··· SUPPLIED DATA ···
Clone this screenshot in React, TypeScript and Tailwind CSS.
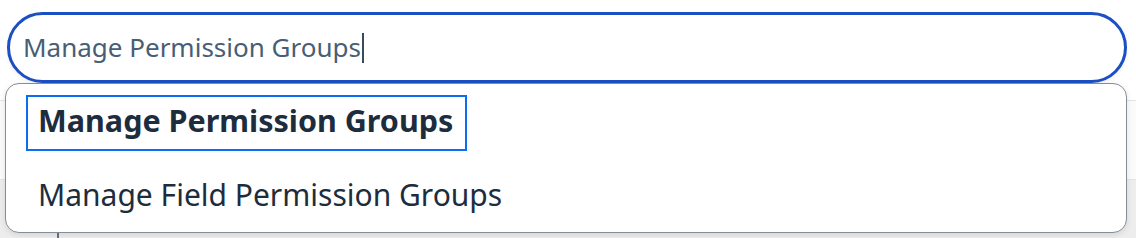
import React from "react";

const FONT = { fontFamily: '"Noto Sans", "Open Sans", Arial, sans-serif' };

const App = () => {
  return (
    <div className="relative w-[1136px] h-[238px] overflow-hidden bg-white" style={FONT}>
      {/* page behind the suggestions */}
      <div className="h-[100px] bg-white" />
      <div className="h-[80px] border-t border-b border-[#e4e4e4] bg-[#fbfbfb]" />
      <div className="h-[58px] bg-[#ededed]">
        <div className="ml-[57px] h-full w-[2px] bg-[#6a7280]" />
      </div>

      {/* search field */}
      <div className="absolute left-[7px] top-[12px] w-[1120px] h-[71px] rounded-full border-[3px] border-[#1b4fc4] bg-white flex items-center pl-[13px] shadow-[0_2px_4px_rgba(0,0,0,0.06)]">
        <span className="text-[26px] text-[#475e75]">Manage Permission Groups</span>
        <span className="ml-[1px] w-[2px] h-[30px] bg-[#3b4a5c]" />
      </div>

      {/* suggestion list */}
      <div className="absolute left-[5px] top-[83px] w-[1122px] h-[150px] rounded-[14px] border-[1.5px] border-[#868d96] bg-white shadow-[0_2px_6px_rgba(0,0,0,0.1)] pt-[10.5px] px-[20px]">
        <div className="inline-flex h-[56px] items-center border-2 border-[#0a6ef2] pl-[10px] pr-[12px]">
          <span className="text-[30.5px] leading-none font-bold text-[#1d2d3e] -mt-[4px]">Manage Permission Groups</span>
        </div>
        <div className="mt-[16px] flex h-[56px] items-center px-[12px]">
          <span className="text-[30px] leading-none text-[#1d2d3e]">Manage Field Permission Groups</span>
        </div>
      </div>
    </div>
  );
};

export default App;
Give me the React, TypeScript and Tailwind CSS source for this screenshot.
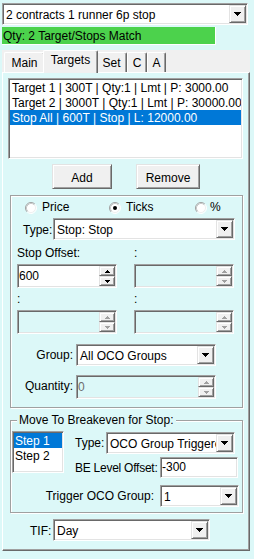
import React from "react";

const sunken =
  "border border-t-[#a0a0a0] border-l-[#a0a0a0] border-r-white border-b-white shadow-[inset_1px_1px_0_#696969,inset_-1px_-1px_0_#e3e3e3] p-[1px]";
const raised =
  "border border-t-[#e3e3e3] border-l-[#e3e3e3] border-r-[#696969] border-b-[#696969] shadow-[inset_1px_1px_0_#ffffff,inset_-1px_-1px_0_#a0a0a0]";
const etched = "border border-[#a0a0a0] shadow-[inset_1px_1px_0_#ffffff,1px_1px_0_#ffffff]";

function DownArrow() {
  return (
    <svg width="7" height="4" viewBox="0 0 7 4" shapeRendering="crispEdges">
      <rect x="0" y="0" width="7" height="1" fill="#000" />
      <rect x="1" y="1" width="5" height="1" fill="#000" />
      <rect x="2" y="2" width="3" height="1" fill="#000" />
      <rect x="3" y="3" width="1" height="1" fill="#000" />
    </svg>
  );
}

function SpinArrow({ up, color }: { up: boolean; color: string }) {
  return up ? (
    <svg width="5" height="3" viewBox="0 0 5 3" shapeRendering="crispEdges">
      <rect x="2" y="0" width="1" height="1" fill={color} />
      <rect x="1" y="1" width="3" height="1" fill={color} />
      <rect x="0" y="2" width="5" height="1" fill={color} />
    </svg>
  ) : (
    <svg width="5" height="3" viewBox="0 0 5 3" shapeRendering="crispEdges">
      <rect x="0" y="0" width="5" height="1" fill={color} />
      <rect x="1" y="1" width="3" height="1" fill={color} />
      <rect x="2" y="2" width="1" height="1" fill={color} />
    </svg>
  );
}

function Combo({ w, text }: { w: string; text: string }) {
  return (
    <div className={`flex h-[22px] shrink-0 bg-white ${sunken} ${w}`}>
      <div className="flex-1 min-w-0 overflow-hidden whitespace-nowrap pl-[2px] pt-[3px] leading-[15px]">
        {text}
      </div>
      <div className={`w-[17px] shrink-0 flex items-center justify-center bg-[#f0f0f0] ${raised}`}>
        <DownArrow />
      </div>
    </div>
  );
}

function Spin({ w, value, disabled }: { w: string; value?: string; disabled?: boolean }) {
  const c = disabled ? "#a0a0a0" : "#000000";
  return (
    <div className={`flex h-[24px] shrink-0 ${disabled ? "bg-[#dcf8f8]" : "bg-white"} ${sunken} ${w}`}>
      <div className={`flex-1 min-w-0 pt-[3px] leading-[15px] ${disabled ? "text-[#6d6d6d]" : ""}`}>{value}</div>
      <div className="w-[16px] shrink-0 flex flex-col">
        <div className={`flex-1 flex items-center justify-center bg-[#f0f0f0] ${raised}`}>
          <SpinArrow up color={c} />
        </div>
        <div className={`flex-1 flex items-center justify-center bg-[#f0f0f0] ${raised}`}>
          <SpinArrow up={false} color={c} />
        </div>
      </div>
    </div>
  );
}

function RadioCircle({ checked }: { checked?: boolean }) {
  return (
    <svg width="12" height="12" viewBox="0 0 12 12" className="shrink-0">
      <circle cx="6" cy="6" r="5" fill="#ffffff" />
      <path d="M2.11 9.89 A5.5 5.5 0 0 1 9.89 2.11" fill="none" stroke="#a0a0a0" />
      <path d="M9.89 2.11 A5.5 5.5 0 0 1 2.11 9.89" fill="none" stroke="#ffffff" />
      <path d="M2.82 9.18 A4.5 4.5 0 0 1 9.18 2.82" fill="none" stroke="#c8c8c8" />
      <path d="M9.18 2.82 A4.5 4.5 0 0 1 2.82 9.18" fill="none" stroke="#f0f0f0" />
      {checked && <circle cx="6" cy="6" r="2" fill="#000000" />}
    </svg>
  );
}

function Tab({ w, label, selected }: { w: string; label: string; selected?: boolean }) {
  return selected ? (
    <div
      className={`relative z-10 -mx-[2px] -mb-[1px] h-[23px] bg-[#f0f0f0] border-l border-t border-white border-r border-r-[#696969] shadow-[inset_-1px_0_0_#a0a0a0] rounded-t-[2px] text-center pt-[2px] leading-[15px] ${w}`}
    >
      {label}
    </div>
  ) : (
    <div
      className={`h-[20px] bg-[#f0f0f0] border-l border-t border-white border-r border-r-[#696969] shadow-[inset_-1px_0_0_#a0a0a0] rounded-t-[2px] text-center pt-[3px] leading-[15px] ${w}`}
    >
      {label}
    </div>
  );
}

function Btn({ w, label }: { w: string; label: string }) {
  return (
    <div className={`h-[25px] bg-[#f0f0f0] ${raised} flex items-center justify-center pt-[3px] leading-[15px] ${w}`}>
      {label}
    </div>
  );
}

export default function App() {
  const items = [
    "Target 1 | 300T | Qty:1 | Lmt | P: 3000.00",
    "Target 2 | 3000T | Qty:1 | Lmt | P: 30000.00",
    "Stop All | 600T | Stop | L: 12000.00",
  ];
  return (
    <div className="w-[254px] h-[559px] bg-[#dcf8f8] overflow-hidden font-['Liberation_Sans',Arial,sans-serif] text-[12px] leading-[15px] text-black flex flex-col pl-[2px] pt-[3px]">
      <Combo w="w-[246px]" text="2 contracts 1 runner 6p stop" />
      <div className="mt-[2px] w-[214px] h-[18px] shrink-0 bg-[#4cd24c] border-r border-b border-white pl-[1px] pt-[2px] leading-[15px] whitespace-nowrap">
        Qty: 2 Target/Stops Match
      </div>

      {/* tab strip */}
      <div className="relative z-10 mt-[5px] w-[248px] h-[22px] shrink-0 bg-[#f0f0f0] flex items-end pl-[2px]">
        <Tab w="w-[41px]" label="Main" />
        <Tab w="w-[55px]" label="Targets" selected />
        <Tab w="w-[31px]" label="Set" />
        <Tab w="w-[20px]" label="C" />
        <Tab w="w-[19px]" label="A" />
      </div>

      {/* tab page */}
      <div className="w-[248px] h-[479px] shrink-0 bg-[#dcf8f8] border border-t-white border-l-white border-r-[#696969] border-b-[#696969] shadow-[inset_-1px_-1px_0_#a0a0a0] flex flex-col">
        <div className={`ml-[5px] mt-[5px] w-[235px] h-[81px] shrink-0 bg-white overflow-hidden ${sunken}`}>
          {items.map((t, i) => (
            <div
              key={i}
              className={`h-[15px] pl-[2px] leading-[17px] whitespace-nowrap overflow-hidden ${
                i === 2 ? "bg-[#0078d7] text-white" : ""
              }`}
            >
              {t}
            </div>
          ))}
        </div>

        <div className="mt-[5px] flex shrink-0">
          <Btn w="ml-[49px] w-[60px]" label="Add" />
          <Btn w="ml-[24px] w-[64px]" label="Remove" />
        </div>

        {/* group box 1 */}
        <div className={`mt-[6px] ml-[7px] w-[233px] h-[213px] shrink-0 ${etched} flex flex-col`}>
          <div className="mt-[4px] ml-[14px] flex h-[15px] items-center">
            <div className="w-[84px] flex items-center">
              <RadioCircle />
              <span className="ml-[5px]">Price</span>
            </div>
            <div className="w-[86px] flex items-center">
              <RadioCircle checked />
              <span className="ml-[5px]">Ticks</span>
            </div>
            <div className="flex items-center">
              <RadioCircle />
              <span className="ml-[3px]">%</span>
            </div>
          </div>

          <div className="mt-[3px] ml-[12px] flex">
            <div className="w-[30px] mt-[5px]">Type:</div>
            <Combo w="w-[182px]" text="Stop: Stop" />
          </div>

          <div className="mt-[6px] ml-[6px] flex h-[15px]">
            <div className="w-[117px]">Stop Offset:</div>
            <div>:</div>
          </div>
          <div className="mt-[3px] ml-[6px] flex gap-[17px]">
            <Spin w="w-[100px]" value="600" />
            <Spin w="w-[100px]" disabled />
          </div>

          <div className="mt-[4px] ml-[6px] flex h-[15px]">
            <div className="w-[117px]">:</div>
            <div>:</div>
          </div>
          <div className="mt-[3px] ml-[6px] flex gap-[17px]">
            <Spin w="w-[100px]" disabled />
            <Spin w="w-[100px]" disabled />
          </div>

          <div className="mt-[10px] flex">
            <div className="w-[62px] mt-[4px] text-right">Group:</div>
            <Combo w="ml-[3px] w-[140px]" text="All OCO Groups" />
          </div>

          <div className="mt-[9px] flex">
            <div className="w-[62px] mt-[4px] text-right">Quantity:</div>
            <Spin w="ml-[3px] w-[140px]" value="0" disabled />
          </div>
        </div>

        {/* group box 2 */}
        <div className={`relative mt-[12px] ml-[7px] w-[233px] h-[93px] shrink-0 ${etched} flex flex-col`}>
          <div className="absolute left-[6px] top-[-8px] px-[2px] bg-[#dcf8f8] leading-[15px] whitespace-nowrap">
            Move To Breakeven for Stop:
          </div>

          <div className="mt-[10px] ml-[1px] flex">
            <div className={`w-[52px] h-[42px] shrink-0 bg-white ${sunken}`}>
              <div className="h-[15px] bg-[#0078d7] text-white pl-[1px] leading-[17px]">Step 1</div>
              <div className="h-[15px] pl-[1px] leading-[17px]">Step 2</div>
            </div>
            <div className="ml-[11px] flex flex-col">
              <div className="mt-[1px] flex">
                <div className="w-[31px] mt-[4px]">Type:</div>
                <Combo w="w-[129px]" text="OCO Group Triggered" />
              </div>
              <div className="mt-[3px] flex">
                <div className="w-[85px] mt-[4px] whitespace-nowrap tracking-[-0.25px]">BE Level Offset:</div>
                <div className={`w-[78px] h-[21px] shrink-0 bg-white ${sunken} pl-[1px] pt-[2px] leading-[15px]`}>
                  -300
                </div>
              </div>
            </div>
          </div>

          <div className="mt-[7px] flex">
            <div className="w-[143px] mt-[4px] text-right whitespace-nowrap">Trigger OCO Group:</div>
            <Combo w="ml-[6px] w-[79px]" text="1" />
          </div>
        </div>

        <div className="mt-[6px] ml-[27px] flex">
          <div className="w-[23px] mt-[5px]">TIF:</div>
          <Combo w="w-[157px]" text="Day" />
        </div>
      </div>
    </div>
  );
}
···
> _INSTRUCTION_
Copy every line of the listing that includes the string "this".

> _ANSWER TO THE TASK_
Clone this screenshot in React, TypeScript and Tailwind CSS.
Give me the React, TypeScript and Tailwind CSS source for this screenshot.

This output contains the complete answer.